Emerging growth company ☐
If an emerging growth company, indicate by check mark if the registrant has elected not to use the extended transition period for complying with any new or revised financial accounting standards provided pursuant to Section 13(a) of the Exchange Act. ☐
Section 1 – Registrant’s Business and Operations
Item 1.01 Entry into a Material Definitive Agreement.

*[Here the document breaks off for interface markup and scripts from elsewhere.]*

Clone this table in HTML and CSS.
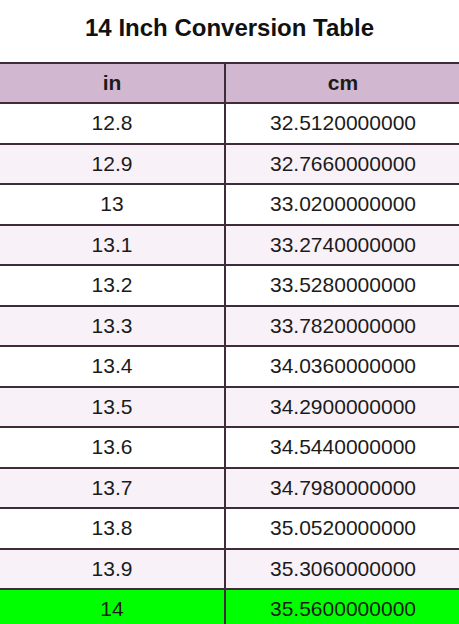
FILE: index.html
```
<!DOCTYPE html>
<html>
<head>
<meta charset="utf-8">
<link rel="stylesheet" href="styles.css">
</head>
<body>
<div class="title">14 Inch Conversion Table</div>
<div class="wrap">
<table class="conv">
<thead>
<tr><th class="c1">in</th><th class="c2">cm</th></tr>
</thead>
<tbody>
<tr><td>12.8</td><td>32.5120000000</td></tr>
<tr class="alt"><td>12.9</td><td>32.7660000000</td></tr>
<tr><td>13</td><td>33.0200000000</td></tr>
<tr class="alt"><td>13.1</td><td>33.2740000000</td></tr>
<tr><td>13.2</td><td>33.5280000000</td></tr>
<tr class="alt"><td>13.3</td><td>33.7820000000</td></tr>
<tr><td>13.4</td><td>34.0360000000</td></tr>
<tr class="alt"><td>13.5</td><td>34.2900000000</td></tr>
<tr><td>13.6</td><td>34.5440000000</td></tr>
<tr class="alt"><td>13.7</td><td>34.7980000000</td></tr>
<tr><td>13.8</td><td>35.0520000000</td></tr>
<tr class="alt"><td>13.9</td><td>35.3060000000</td></tr>
<tr class="hit"><td>14</td><td>35.5600000000</td></tr>
</tbody>
</table>
</div>
</body>
</html>
```
FILE: styles.css
```
html, body {
  margin: 0;
  padding: 0;
  background: #ffffff;
  overflow: hidden;
}
body {
  font-family: "Liberation Sans", Arial, sans-serif;
  color: #1b1b1b;
  width: 459px;
  height: 624px;
}
.title {
  font-weight: bold;
  font-size: 24px;
  line-height: 28px;
  text-align: center;
  padding-top: 14px;
  height: 48px;
  color: #111;
}
.wrap {
  margin-left: -2px;
  width: 464px;
}
.conv {
  border-collapse: collapse;
  width: 464px;
  table-layout: fixed;
}
.conv .c1 { width: 224px; }
.conv th, .conv td {
  border: 2px solid #3e2c3b;
  text-align: center;
  font-size: 21px;
  padding: 0;
  height: 38.5px;
}
.conv th {
  background: #d1b8d0;
  font-weight: bold;
  height: 38px;
}
.conv tr.alt td { background: #f9f1f8; }
.conv tr.hit td { background: #00ff00; }
```
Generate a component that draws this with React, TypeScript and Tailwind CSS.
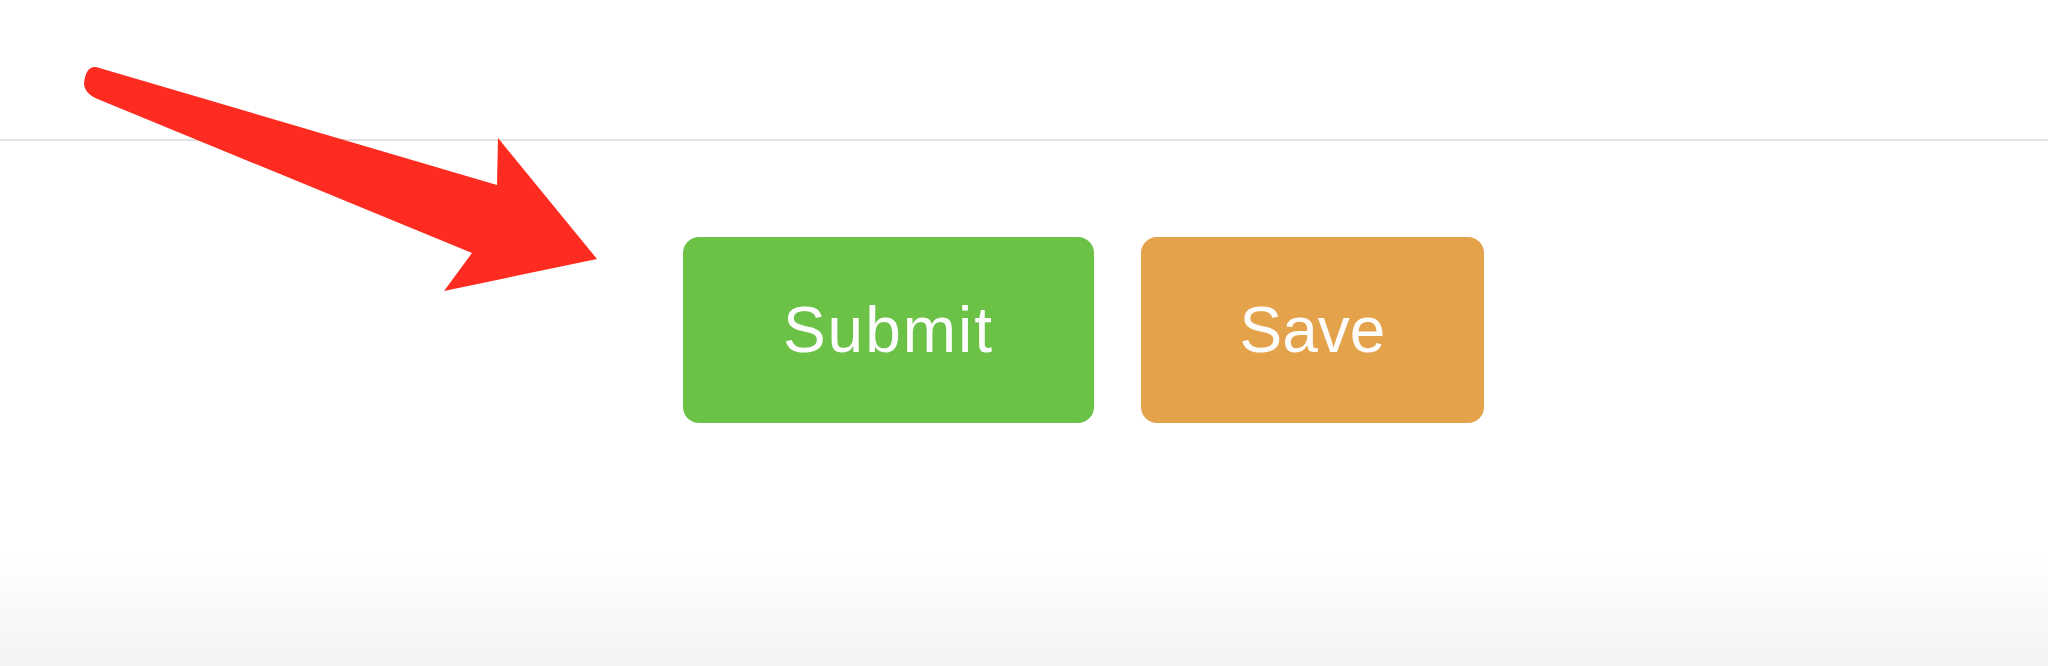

On February 11, 2023, the Company and AEI Acquisition Company, LLC. (“AEI”), the Company’s majority shareholder, entered into a First Amendment to Revolving Credit Note (the “Amendment”) which amended the convertible Revolving Credit Note dated June 1, 2021 in the maximum amount of $1,500,000 by and between the Company and AEI (the “Revolving Credit Line”). The Amendment amends the Revolving Credit Line to provide that any outstanding amount of principal and/or interest under the Revolving Credit Line may be converted into fully paid and non-assessable shares of common stock, $0.001 per share par value, at a fixed conversion price of $1.50 per share subject to adjustment for stock dividends, stock splits, recapitalizations, or other similar transactions that affect the rights of common stockholders generally. The Amendment eliminated AEI’s right to convert amounts due under the Revolving Credit Line at market based rates if lower than $1.50 per share. As of the date of this Current Report on Form 8-K no amounts were outstanding under the Revolving Credit Line.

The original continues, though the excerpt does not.